Theresa May has once again confirmed she will resign as the Prime Minster of the United Kingdom.
May first took the keys to 10 Downing Street as David Cameron resigned following the Brexit referendum result, her period as premier has been a constant battle to push her vision through.
The outgoing Prime Minister confirmed she will depart on Friday June 7, in a press conference outside Downing Street this morning, May 24.
Two years, 10 months and one country bitterly divided later, her much maligned approach to Britain’s exit from the European Union has seen parliament failing to agree on exit terms, but in agreement she no longer has the authority to guide it.
On Tuesday (May 21), May announced her New Brexit Deal, 10 point plan to parliament, a result of continued failure to get previous Brexit deals through.

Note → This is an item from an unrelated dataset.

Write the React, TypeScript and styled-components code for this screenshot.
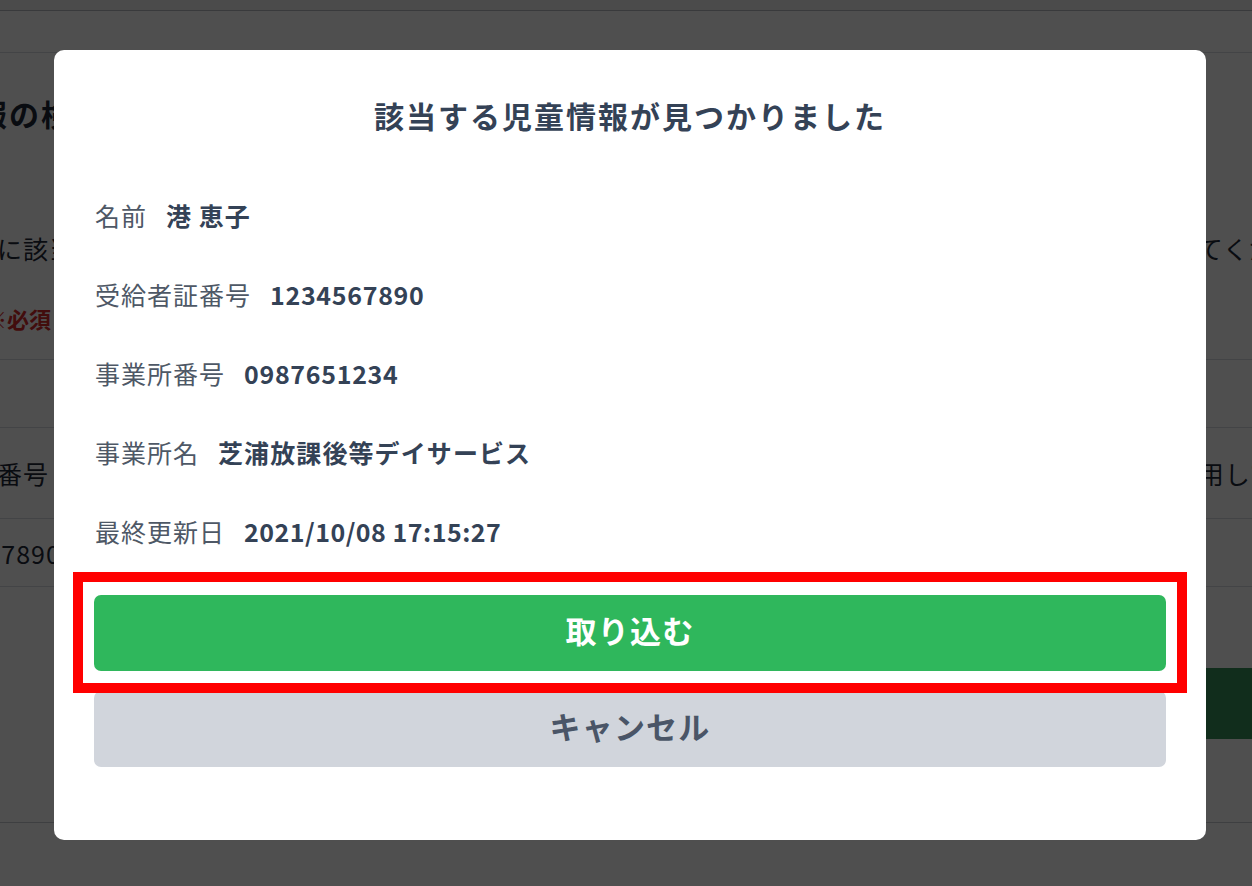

In March, after extending the Brexit deadline and parliament taking control of the process, May offered her to resign if her deal was passed by parliament.
Her final Withdrawal Agreement Bill saw support within her party and in parliament collapse. The Labour opposition said it offered no meaningful change to previous attempts and hard-Brexit Tories and the DUP indicated their lack of interest in voting for it.
The UK now goes into another state of uncertainty.
Theresa May won the Conservative leadership after her predecessor David Cameron’s resignation following the decision of 51.9 per cent of the United Kingdom’s voters to leave the European Union in 2016.
In March 2017, May triggered Article 50 to start the process of Britain’s EU exit. The following month, despite repeatedly indicating she wouldn’t call a snap election, May announced she would hold a general election to galvanise her position and prove her mandate from the electorate to continue the UK’s exit from Europe.
The Conservatives lost seats to the Labour party and their majority in the House of Commons. However, the Tories remained the largest party and formed a minority government with Northern Ireland’s Democratic Unionist Party.
May faced crisis after crisis and criticism after criticism. One such being the huge backlash for refusing to meet with survivors of the Grenfell Tower disaster less than a week after the election.
There was the Windrush Scandal, concerning people being wrongly detained, denied legal rights, threatened with possible and actual wrongful deportation from the UK by the Home Office.
Many commentators linked the travesty to the ‘hostile environment policy’ brought in by May during her time as Home Secretary.
The prime minister was also criticised for refusing to condemn Donald Trump’s Muslim ban by members of all political parties – including her own. Her invite to Trump for a state visit didn’t go down well either.
But there were highs as well as lows; May proved she could throw shapes several times. Once on a trip to a secondary school in South Africa, and just a few months later she took to the Conservative Party conference stage busting a groove to ABBA’s Dancing Queen.
It’s been hard work following politics throughout Theresa May’s run as Prime Minister; I can’t imagine what it would have been like from inside Number 10.
May signed off, visibly emotional, and saying it has been the ‘honour of her life’ to lead the nation.